_Available data_:
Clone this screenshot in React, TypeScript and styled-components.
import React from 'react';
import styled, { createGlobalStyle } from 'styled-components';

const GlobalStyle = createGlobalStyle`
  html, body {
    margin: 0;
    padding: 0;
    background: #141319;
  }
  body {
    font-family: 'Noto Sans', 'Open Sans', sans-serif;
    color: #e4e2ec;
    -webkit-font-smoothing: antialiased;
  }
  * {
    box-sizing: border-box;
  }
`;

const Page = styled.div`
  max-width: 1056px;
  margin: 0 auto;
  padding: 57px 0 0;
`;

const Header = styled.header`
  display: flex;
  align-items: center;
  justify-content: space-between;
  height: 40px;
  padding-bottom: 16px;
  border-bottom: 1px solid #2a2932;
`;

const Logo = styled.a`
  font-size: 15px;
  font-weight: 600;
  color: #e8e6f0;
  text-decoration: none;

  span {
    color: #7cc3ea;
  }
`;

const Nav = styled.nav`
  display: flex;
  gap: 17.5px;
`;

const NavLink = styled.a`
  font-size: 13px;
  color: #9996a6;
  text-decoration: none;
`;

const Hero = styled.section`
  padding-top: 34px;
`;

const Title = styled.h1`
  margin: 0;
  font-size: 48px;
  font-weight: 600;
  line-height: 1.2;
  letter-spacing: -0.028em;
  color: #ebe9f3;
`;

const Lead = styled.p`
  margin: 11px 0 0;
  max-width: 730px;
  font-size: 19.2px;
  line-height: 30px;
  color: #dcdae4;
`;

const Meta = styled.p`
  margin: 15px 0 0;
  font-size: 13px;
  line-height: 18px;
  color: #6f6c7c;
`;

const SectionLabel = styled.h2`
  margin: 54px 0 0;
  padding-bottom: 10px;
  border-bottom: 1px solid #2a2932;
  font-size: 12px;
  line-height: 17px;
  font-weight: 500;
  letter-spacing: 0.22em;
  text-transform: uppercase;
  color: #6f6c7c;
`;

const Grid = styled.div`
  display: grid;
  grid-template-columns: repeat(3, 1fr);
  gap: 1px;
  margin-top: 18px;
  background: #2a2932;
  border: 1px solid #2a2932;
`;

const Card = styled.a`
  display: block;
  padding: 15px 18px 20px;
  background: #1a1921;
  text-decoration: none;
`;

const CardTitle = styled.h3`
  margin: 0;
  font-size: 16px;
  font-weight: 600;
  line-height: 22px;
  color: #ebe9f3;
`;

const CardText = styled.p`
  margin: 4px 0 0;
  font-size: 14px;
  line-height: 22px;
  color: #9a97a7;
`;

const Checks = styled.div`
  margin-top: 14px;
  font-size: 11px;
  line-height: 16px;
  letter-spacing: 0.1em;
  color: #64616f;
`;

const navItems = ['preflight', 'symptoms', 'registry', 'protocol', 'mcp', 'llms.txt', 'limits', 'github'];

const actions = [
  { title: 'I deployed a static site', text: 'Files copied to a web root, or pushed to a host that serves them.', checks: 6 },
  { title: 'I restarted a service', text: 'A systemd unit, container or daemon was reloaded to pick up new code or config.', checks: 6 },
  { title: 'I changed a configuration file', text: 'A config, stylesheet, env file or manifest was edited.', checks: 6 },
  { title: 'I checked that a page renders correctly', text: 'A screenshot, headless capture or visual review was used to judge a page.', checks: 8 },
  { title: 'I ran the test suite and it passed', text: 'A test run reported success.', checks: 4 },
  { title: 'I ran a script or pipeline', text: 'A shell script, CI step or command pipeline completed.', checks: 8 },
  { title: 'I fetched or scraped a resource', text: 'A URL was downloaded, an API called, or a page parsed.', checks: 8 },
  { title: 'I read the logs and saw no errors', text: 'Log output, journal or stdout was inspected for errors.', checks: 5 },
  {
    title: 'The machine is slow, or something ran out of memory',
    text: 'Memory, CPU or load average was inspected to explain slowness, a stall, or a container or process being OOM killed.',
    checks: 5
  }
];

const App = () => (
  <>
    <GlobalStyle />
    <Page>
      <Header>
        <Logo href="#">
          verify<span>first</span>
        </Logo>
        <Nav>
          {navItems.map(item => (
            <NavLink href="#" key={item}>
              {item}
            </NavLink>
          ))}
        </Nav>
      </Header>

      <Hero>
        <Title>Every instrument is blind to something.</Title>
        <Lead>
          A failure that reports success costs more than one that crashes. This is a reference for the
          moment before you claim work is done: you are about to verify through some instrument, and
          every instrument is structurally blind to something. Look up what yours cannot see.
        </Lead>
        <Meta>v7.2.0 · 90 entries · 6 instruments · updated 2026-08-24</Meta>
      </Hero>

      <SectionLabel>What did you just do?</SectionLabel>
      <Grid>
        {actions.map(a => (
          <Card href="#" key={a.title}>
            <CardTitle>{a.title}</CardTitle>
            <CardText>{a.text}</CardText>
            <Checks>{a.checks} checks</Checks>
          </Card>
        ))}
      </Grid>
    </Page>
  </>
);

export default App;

_The request_:
Repeat back the data above, exact to the last character.

_Exercise response_:
Clone this screenshot in React, TypeScript and styled-components.
import React from 'react';
import styled, { createGlobalStyle } from 'styled-components';

const GlobalStyle = createGlobalStyle`
  html, body {
    margin: 0;
    padding: 0;
    background: #141319;
  }
  body {
    font-family: 'Noto Sans', 'Open Sans', sans-serif;
    color: #e4e2ec;
    -webkit-font-smoothing: antialiased;
  }
  * {
    box-sizing: border-box;
  }
`;

const Page = styled.div`
  max-width: 1056px;
  margin: 0 auto;
  padding: 57px 0 0;
`;

const Header = styled.header`
  display: flex;
  align-items: center;
  justify-content: space-between;
  height: 40px;
  padding-bottom: 16px;
  border-bottom: 1px solid #2a2932;
`;

const Logo = styled.a`
  font-size: 15px;
  font-weight: 600;
  color: #e8e6f0;
  text-decoration: none;

  span {
    color: #7cc3ea;
  }
`;

const Nav = styled.nav`
  display: flex;
  gap: 17.5px;
`;

const NavLink = styled.a`
  font-size: 13px;
  color: #9996a6;
  text-decoration: none;
`;

const Hero = styled.section`
  padding-top: 34px;
`;

const Title = styled.h1`
  margin: 0;
  font-size: 48px;
  font-weight: 600;
  line-height: 1.2;
  letter-spacing: -0.028em;
  color: #ebe9f3;
`;

const Lead = styled.p`
  margin: 11px 0 0;
  max-width: 730px;
  font-size: 19.2px;
  line-height: 30px;
  color: #dcdae4;
`;

const Meta = styled.p`
  margin: 15px 0 0;
  font-size: 13px;
  line-height: 18px;
  color: #6f6c7c;
`;

const SectionLabel = styled.h2`
  margin: 54px 0 0;
  padding-bottom: 10px;
  border-bottom: 1px solid #2a2932;
  font-size: 12px;
  line-height: 17px;
  font-weight: 500;
  letter-spacing: 0.22em;
  text-transform: uppercase;
  color: #6f6c7c;
`;

const Grid = styled.div`
  display: grid;
  grid-template-columns: repeat(3, 1fr);
  gap: 1px;
  margin-top: 18px;
  background: #2a2932;
  border: 1px solid #2a2932;
`;

const Card = styled.a`
  display: block;
  padding: 15px 18px 20px;
  background: #1a1921;
  text-decoration: none;
`;

const CardTitle = styled.h3`
  margin: 0;
  font-size: 16px;
  font-weight: 600;
  line-height: 22px;
  color: #ebe9f3;
`;

const CardText = styled.p`
  margin: 4px 0 0;
  font-size: 14px;
  line-height: 22px;
  color: #9a97a7;
`;

const Checks = styled.div`
  margin-top: 14px;
  font-size: 11px;
  line-height: 16px;
  letter-spacing: 0.1em;
  color: #64616f;
`;

const navItems = ['preflight', 'symptoms', 'registry', 'protocol', 'mcp', 'llms.txt', 'limits', 'github'];

const actions = [
  { title: 'I deployed a static site', text: 'Files copied to a web root, or pushed to a host that serves them.', checks: 6 },
  { title: 'I restarted a service', text: 'A systemd unit, container or daemon was reloaded to pick up new code or config.', checks: 6 },
  { title: 'I changed a configuration file', text: 'A config, stylesheet, env file or manifest was edited.', checks: 6 },
  { title: 'I checked that a page renders correctly', text: 'A screenshot, headless capture or visual review was used to judge a page.', checks: 8 },
  { title: 'I ran the test suite and it passed', text: 'A test run reported success.', checks: 4 },
  { title: 'I ran a script or pipeline', text: 'A shell script, CI step or command pipeline completed.', checks: 8 },
  { title: 'I fetched or scraped a resource', text: 'A URL was downloaded, an API called, or a page parsed.', checks: 8 },
  { title: 'I read the logs and saw no errors', text: 'Log output, journal or stdout was inspected for errors.', checks: 5 },
  {
    title: 'The machine is slow, or something ran out of memory',
    text: 'Memory, CPU or load average was inspected to explain slowness, a stall, or a container or process being OOM killed.',
    checks: 5
  }
];

const App = () => (
  <>
    <GlobalStyle />
    <Page>
      <Header>
        <Logo href="#">
          verify<span>first</span>
        </Logo>
        <Nav>
          {navItems.map(item => (
            <NavLink href="#" key={item}>
              {item}
            </NavLink>
          ))}
        </Nav>
      </Header>

      <Hero>
        <Title>Every instrument is blind to something.</Title>
        <Lead>
          A failure that reports success costs more than one that crashes. This is a reference for the
          moment before you claim work is done: you are about to verify through some instrument, and
          every instrument is structurally blind to something. Look up what yours cannot see.
        </Lead>
        <Meta>v7.2.0 · 90 entries · 6 instruments · updated 2026-08-24</Meta>
      </Hero>

      <SectionLabel>What did you just do?</SectionLabel>
      <Grid>
        {actions.map(a => (
          <Card href="#" key={a.title}>
            <CardTitle>{a.title}</CardTitle>
            <CardText>{a.text}</CardText>
            <Checks>{a.checks} checks</Checks>
          </Card>
        ))}
      </Grid>
    </Page>
  </>
);

export default App;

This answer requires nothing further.